= Dai Muneishi =

Japanese jockey and trainer (born 1951)

Dai Muneishi (宗石 大; born January 1, 1951) is a Japanese jockey and trainer at the Kochi Racecourse. He was known as trainer of the thoroughbred Haru Urara.

His first race was with Burringbar at Kochi. He achieved his first win with Gambare Shacho. His overall record according to Sky Racing World website: 61 wins, 273 places, among 3,495 total starts, not getting a single grade during his career.

== Early life ==

He was born on January 1, 1951, in the Tosayamada town at Kami District, Kōchi Prefecture (now Kami city) to a farming family that kept the farmhouses and racehorses.
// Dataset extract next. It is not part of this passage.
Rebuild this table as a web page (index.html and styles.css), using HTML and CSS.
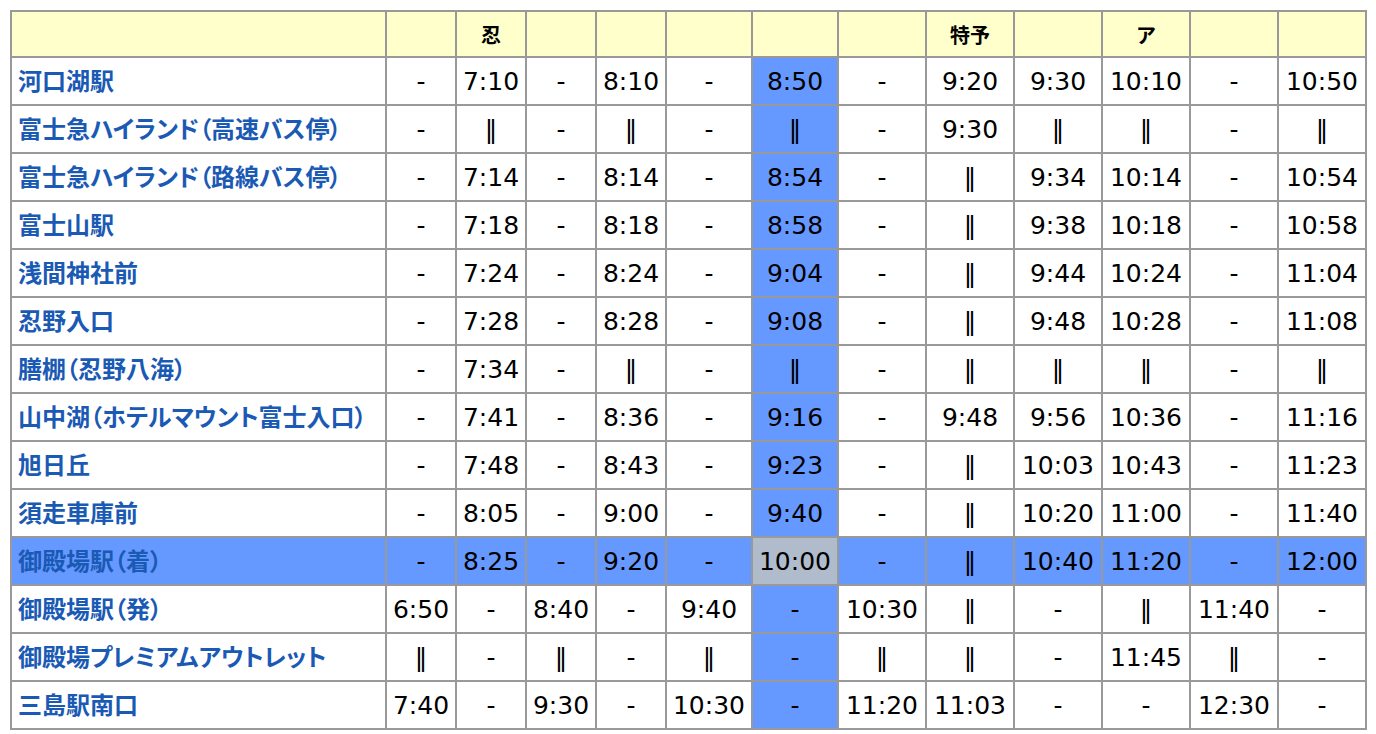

Muneishi tried to become a comedian, inspired by Entatsu Yokoyama. He gave up because of his lack of connections. He instead attended a vocational school to become a carpenter. However, he abandoned that effort due to financial problems. He then decided to become a jockey to take advantage of his small stature.

== Career ==

=== Jockey ===
As a jockey, he passed the "one-shot test" and later obtained a jockey license. While working part-time as jockey, he rode more than 10,000 times, achieving 1,000 victories. Muneishi said, "The fact that they gave me 10,000 rides despite being such a poor rider was a sign of obligation and kindness, so I too have become a person who values obligation and kindness."

=== Trainer ===
After retiring as a jockey, he became a trainer and made his first race in 1994. He is known as Haru Urara's trainer. In 2007, he broke the record for the most races with Hikaru Southern Cross. In 2012, he again broke the record for most races with Senor Best that is set by the National Association of Racing.